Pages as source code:

* begin *

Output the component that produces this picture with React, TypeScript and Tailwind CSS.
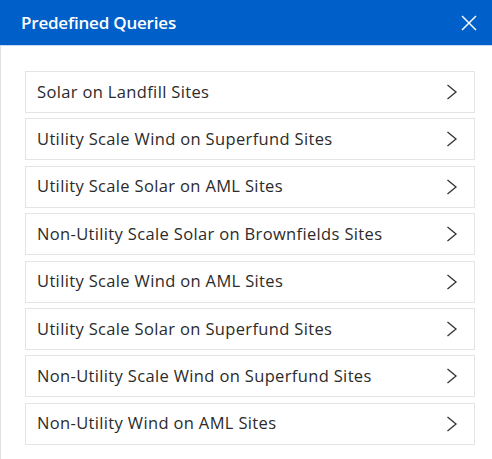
const queries = [
  'Solar on Landfill Sites',
  'Utility Scale Wind on Superfund Sites',
  'Utility Scale Solar on AML Sites',
  'Non-Utility Scale Solar on Brownfields Sites',
  'Utility Scale Wind on AML Sites',
  'Utility Scale Solar on Superfund Sites',
  'Non-Utility Scale Wind on Superfund Sites',
  'Non-Utility Wind on AML Sites',
]

function Chevron() {
  return (
    <svg width="12" height="16" viewBox="0 0 12 16" fill="none" stroke="#333" strokeWidth="1.3">
      <polyline points="1.5,1 10,8 1.5,15" />
    </svg>
  )
}

function CloseIcon() {
  return (
    <svg width="16" height="16" viewBox="0 0 16 16" fill="none" stroke="#fff" strokeWidth="1.4">
      <line x1="1" y1="1" x2="15" y2="15" />
      <line x1="15" y1="1" x2="1" y2="15" />
    </svg>
  )
}

export default function App() {
  return (
    <div className="w-[492px] h-[459px] bg-white overflow-hidden" style={{ fontFamily: '"Open Sans", Lato, sans-serif' }}>
      {/* Header */}
      <div className="h-[46px] bg-[#005fc9] flex items-center justify-between pl-[21px] pr-[15px] border-b border-[#c7dbf3]">
        <h1 className="text-white text-[17px] font-semibold tracking-[-0.2px]">Predefined Queries</h1>
        <CloseIcon />
      </div>

      {/* List */}
      <div className="h-[413px] border-l border-[#e0e0e0] pl-[24px] pr-[17px] pt-[25px]">
        <ul className="flex flex-col gap-[5.4px]">
          {queries.map((q) => (
            <li
              key={q}
              className="h-[42px] border border-[#e4e4e4] flex items-center justify-between pl-[11px] pr-[16px] text-[16.5px] tracking-[0.35px] text-[#2b2b2b]"
            >
              <span>{q}</span>
              <Chevron />
            </li>
          ))}
        </ul>
      </div>
    </div>
  )
}
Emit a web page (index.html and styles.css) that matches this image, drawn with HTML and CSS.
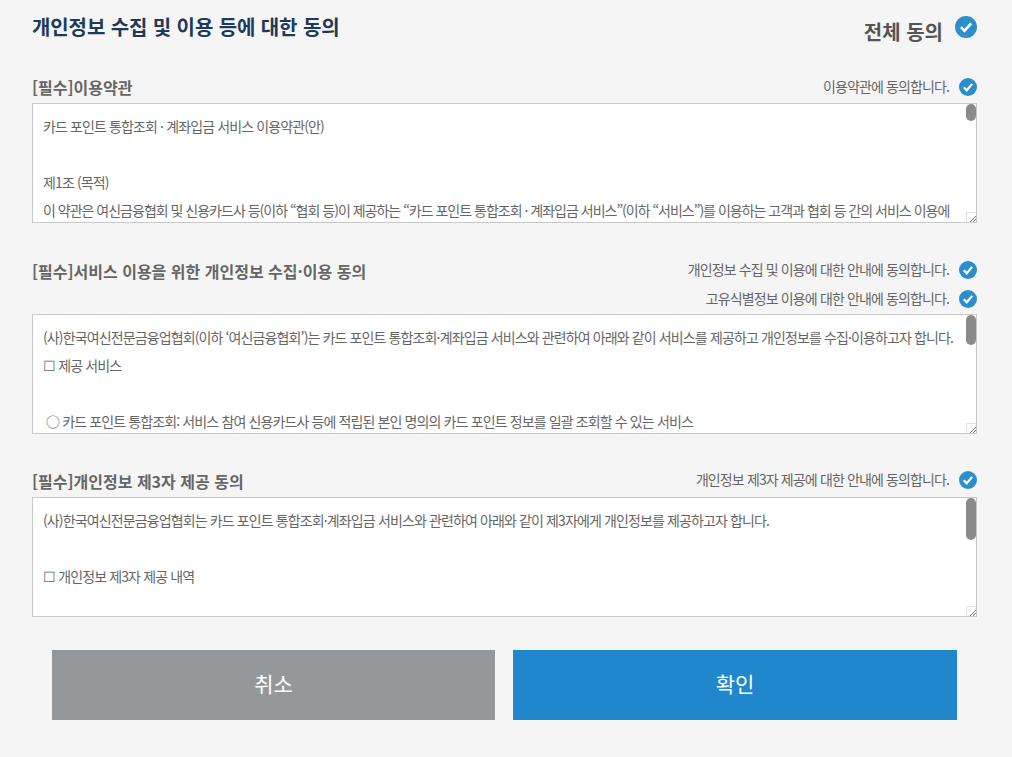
FILE: index.html
```html
<!DOCTYPE html>
<html lang="ko">
<head>
<meta charset="utf-8">
<title>개인정보 수집 및 이용 등에 대한 동의</title>
<link rel="stylesheet" href="styles.css">
</head>
<body>
<main class="page">
  <header class="top">
    <h1 class="title">개인정보 수집 및 이용 등에 대한 동의</h1>
    <div class="all">
      <span class="all-label">전체 동의</span>
      <svg class="check check-lg" viewBox="0 0 22 22"><circle cx="11" cy="11" r="11" fill="#2a8fcb"/><path d="M6 11.2l3.5 3.7 6.6-7.6" fill="none" stroke="#fff" stroke-width="2.6"/></svg>
    </div>
  </header>

  <section class="sec sec-1">
    <div class="head">
      <h2 class="sub">[필수]이용약관</h2>
      <div class="agrees">
        <div class="agree"><span>이용약관에 동의합니다.</span><svg class="check" viewBox="0 0 18 18"><circle cx="9" cy="9" r="9" fill="#2a8fcb"/><path d="M4.8 9.2l2.9 3.1 5.5-6.4" fill="none" stroke="#fff" stroke-width="2.2"/></svg></div>
      </div>
    </div>
    <div class="box">
      <p>카드 포인트 통합조회 · 계좌입금 서비스 이용약관(안)</p>
      <p>&nbsp;</p>
      <p>제1조 (목적)</p>
      <p class="tight">이 약관은 여신금융협회 및 신용카드사 등(이하 “협회 등)이 제공하는 “카드 포인트 통합조회 · 계좌입금 서비스”(이하 “서비스”)를 이용하는 고객과 협회 등 간의 서비스 이용에</p>
      <i class="bar bar-s"></i><i class="grip"></i>
    </div>
  </section>

  <section class="sec sec-2">
    <div class="head">
      <h2 class="sub">[필수]서비스 이용을 위한 개인정보 수집·이용 동의</h2>
      <div class="agrees">
        <div class="agree"><span>개인정보 수집 및 이용에 대한 안내에 동의합니다.</span><svg class="check" viewBox="0 0 18 18"><circle cx="9" cy="9" r="9" fill="#2a8fcb"/><path d="M4.8 9.2l2.9 3.1 5.5-6.4" fill="none" stroke="#fff" stroke-width="2.2"/></svg></div>
        <div class="agree"><span>고유식별정보 이용에 대한 안내에 동의합니다.</span><svg class="check" viewBox="0 0 18 18"><circle cx="9" cy="9" r="9" fill="#2a8fcb"/><path d="M4.8 9.2l2.9 3.1 5.5-6.4" fill="none" stroke="#fff" stroke-width="2.2"/></svg></div>
      </div>
    </div>
    <div class="box">
      <p>(사)한국여신전문금융업협회(이하 ‘여신금융협회’)는 카드 포인트 통합조회·계좌입금 서비스와 관련하여 아래와 같이 서비스를 제공하고 개인정보를 수집·이용하고자 합니다.</p>
      <p>☐ 제공 서비스</p>
      <p>&nbsp;</p>
      <p>&nbsp;○ 카드 포인트 통합조회: 서비스 참여 신용카드사 등에 적립된 본인 명의의 카드 포인트 정보를 일괄 조회할 수 있는 서비스</p>
      <i class="bar bar-m"></i><i class="grip"></i>
    </div>
  </section>

  <section class="sec sec-3">
    <div class="head">
      <h2 class="sub">[필수]개인정보 제3자 제공 동의</h2>
      <div class="agrees">
        <div class="agree"><span>개인정보 제3자 제공에 대한 안내에 동의합니다.</span><svg class="check" viewBox="0 0 18 18"><circle cx="9" cy="9" r="9" fill="#2a8fcb"/><path d="M4.8 9.2l2.9 3.1 5.5-6.4" fill="none" stroke="#fff" stroke-width="2.2"/></svg></div>
      </div>
    </div>
    <div class="box">
      <p>(사)한국여신전문금융업협회는 카드 포인트 통합조회·계좌입금 서비스와 관련하여 아래와 같이 제3자에게 개인정보를 제공하고자 합니다.</p>
      <p>&nbsp;</p>
      <p>☐ 개인정보 제3자 제공 내역</p>
      <i class="bar bar-l"></i><i class="grip"></i>
    </div>
  </section>

  <div class="actions">
    <button class="btn btn-cancel" type="button">취소</button>
    <button class="btn btn-ok" type="button">확인</button>
  </div>
</main>
</body>
</html>
```
FILE: styles.css
```css
* { box-sizing: border-box; }
html, body { margin: 0; padding: 0; }
body {
  width: 1012px;
  height: 757px;
  overflow: hidden;
  background: #f5f5f5;
  font-family: "Noto Sans CJK KR", "Noto Sans", sans-serif;
  color: #666;
}
.page { padding: 0 35px 0 32px; }
.top {
  display: flex;
  justify-content: space-between;
  height: 78px;
}
.title {
  margin: 14px 0 0;
  font-size: 20px;
  line-height: 26px;
  font-weight: 700;
  letter-spacing: -0.1px;
  color: #1f3a58;
}
.all {
  display: flex;
  align-items: flex-start;
  gap: 12px;
  margin-top: 16px;
}
.all-label {
  margin-top: 3px;
  font-size: 20px;
  line-height: 26px;
  font-weight: 700;
  color: #555;
}
.check { display: block; width: 18px; height: 18px; flex: none; }
.check-lg { width: 22px; height: 22px; }
.head {
  display: flex;
  justify-content: space-between;
  align-items: flex-start;
}
.sub {
  margin: 0;
  font-size: 16px;
  line-height: 22px;
  font-weight: 700;
  color: #666;
}
.agrees { display: flex; flex-direction: column; gap: 11px; }
.agree {
  display: flex;
  justify-content: flex-end;
  align-items: center;
  gap: 10px;
  height: 18px;
  font-size: 14px;
  letter-spacing: -0.88px;
  color: #666;
}
.agree span { margin-top: -2px; }
.sec-1 .head { height: 25px; }
.sec-1 .sub { margin-top: -2px; }
.sec-2 { margin-top: 38px; }
.sec-2 .head { height: 53px; }
.sec-2 .sub { margin-top: -1px; }
.sec-3 { margin-top: 37px; }
.sec-3 .head { height: 26px; }
.sec-3 .sub { margin-top: -1px; }
.box {
  position: relative;
  height: 120px;
  padding: 8px 10px;
  overflow: hidden;
  background: #fff;
  border: 1px solid #c9c9c9;
  font-size: 14px;
  letter-spacing: -0.88px;
  color: #666;
}
.box p {
  margin: 0;
  height: 28px;
  line-height: 28px;
  white-space: nowrap;
}
.box .tight { letter-spacing: -1px; }
.bar {
  position: absolute;
  top: 0;
  right: 0;
  width: 10px;
  background: #8a8a8a;
  border-radius: 5px;
}
.bar-s { height: 17px; }
.bar-m { height: 30px; }
.bar-l { height: 42px; }
.grip {
  position: absolute;
  right: 0;
  bottom: 0;
  width: 10px;
  height: 10px;
  background: linear-gradient(135deg, #fff 0 62%, #777 62% 70%, #fff 70% 80%, #777 80% 88%, #fff 88%);
  border-left: 1px solid #e2e2e2;
  border-top: 1px solid #e2e2e2;
}
.actions {
  display: flex;
  gap: 18px;
  margin: 33px 20px 0;
}
.btn {
  height: 70px;
  padding: 0 0 4px;
  border: 0;
  color: #fff;
  font-family: inherit;
  font-size: 21px;
  font-weight: 400;
}
.btn-cancel { width: 443px; background: #94989b; }
.btn-ok { width: 444px; background: #2187cd; }
```
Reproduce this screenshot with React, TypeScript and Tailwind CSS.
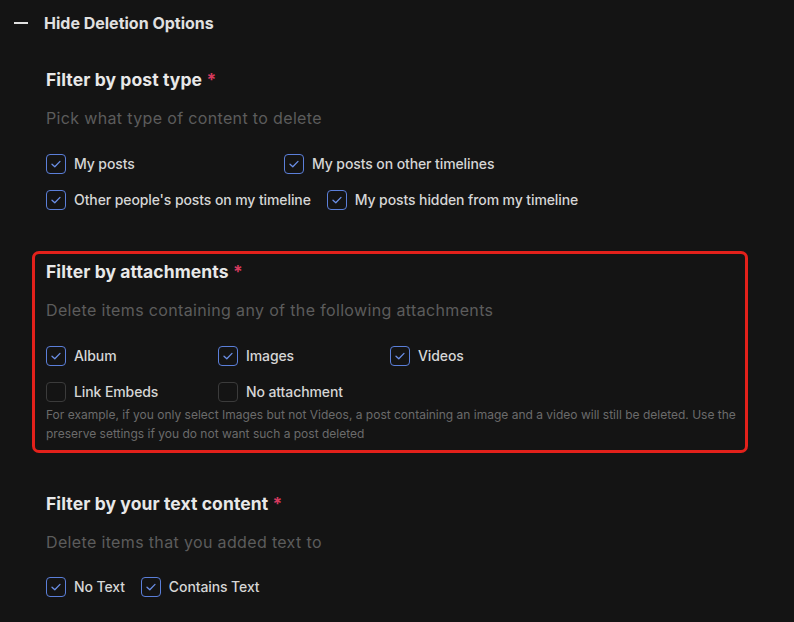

* end *

WORK INSTRUCTIONS: The lines to collect are those holding the string "React"; copy them all.

CORRECT ANSWER:
Output the component that produces this picture with React, TypeScript and Tailwind CSS.
Reproduce this screenshot with React, TypeScript and Tailwind CSS.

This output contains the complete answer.